Additionally, you need a clear thinking head to walk away if an inspection finds costly issues you don’t want to assume. Be confident knowing that eventually you’ll find the right home, and you’ll successfully head toward closing day.
- Shop closing expenses. After your offer is accepted, it’s time to shop for the essentials like home owners insurance, title insurance, disaster insurance, etc. Your real estate agent can give you referrals of vendors they trust.
- Scheduling the move. It’s time to get the truck or movers (or the family) on the calendar. Don’t forget about other resources like professional organizers who can organize and unpack your belongings for you.
- Prep for missing work. Small business owners often overlook this one. Moving is a process so be sure to plan ahead to be “out of office” while you get moved and settled into your new home.
As a small business owner, you might not realize how much time you’ll need to take away from work to get settled in your new house – it’s typically beyond just moving day. There’s closing day, packing and unpacking, setting up utilities, new driver’s license and vehicle registration if you’re moving counties or states, organizing repairs, shopping for furniture, and the list goes on.
This is the perfect time for some “time off” from your small business. If you’re like other small business owners, it takes time to organize and plan exactly how to take time away from your business while keeping it running smoothly.

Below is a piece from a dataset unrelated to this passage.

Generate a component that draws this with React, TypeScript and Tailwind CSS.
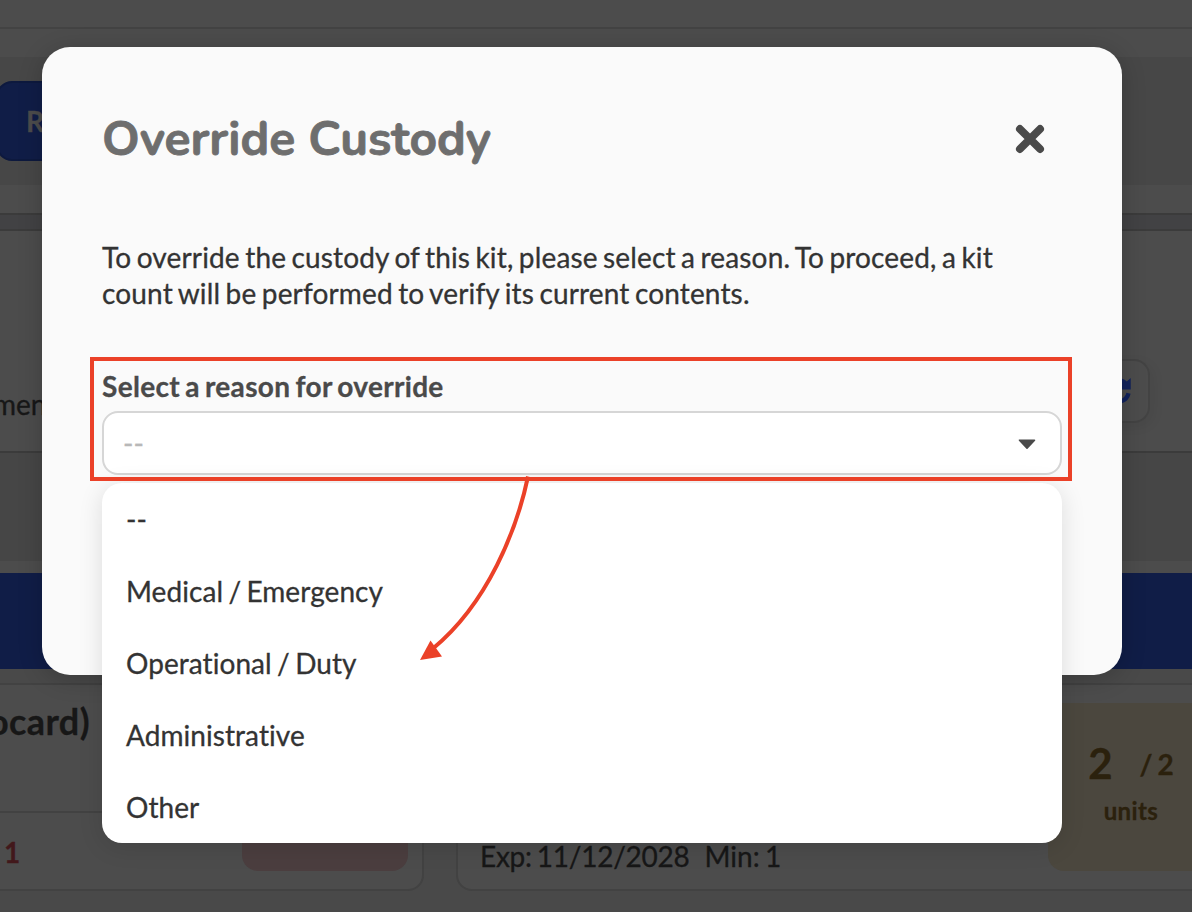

We suggest looking into The 4 Week Vacation. While you might not need 4 total weeks away, the methods for vacation preparation can make the time you take successful.
In the end, your hard work allowed you to purchase a home. Celebrate with your family and friends! Remember, the home purchase process was a journey, not a destination. Make sure you celebrate all the steps you took to get yourself into this home. Having successfully gone through all of this, you’ll be ready to put in the hard work again when it’s time to work toward your next dream.